▶ **Work instructions**:
Look for the string "this" and copy every line that has it.

▶ **Material**:
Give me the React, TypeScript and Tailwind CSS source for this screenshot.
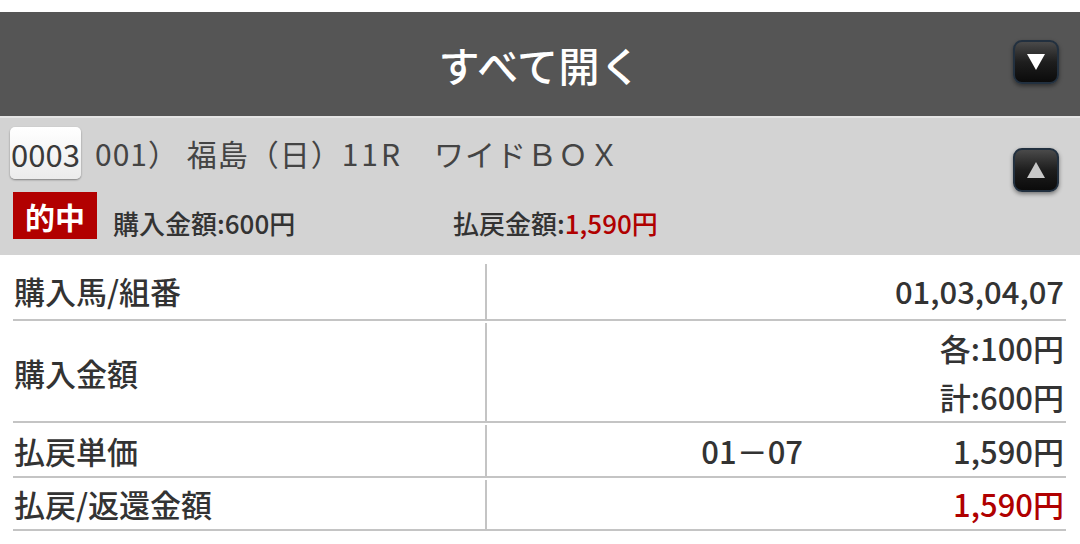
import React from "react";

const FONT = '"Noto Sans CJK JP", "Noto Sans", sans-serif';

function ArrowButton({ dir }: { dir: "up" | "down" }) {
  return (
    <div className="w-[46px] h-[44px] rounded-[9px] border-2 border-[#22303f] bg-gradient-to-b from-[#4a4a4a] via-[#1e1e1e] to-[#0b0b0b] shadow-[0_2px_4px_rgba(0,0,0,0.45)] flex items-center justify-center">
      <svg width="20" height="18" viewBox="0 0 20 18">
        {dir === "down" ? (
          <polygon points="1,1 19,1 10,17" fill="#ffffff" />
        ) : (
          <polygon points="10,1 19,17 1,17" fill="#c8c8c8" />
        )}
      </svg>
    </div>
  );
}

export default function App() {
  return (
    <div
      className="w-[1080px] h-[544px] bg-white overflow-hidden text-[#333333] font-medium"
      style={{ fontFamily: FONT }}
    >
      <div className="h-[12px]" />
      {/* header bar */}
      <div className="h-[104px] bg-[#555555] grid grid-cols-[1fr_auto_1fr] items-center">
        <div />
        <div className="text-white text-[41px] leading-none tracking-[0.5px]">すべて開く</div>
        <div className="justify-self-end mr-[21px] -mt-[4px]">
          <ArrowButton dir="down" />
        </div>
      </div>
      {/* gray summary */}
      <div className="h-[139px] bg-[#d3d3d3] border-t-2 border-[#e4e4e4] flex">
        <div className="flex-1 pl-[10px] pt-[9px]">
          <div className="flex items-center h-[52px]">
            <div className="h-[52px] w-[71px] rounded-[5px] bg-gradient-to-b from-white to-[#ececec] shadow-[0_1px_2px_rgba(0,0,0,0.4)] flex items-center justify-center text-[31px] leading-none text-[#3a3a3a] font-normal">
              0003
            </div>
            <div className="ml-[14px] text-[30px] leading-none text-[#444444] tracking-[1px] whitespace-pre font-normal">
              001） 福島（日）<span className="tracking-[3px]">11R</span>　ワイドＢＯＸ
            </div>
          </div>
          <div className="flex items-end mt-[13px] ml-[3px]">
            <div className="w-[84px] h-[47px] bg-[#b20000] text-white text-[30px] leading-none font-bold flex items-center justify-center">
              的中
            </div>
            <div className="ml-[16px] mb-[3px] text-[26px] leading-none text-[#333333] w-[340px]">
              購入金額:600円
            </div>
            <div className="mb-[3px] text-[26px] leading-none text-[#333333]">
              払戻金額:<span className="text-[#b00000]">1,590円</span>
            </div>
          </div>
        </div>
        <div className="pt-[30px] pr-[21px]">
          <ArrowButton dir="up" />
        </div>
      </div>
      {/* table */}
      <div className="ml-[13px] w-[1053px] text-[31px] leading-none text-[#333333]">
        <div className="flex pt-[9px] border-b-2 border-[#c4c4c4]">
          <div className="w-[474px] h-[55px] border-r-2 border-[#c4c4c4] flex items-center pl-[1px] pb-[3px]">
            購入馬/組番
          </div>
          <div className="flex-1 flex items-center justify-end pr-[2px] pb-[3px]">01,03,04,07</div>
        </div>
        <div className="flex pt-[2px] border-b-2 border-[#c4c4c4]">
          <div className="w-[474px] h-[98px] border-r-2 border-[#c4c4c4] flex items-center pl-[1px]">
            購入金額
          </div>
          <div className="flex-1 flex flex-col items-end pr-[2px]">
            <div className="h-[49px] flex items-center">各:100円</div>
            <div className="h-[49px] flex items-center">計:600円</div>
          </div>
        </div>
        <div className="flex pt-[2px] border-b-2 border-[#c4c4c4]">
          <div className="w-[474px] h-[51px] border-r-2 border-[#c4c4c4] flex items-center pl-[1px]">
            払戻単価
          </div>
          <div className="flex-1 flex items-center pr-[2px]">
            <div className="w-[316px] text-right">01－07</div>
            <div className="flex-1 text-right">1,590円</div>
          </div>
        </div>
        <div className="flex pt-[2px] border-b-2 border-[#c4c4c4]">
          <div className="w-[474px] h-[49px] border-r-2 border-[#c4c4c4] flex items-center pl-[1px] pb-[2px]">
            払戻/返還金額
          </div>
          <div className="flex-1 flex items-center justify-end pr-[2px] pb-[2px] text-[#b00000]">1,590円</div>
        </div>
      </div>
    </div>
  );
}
* * *
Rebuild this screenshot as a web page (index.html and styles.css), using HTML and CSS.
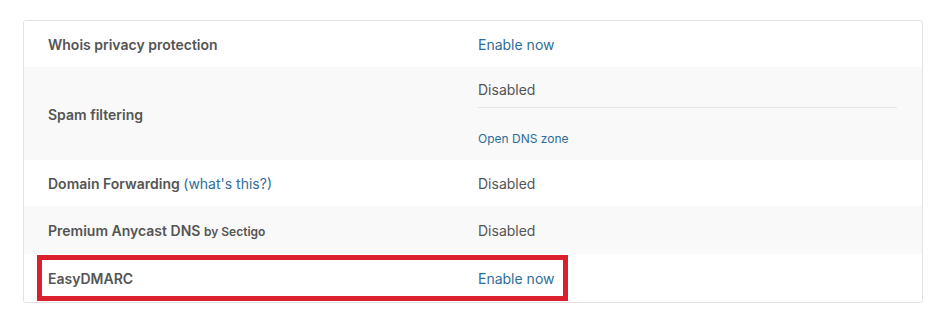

▶ **The reply**:
Give me the React, TypeScript and Tailwind CSS source for this screenshot.
Rebuild this screenshot as a web page (index.html and styles.css), using HTML and CSS.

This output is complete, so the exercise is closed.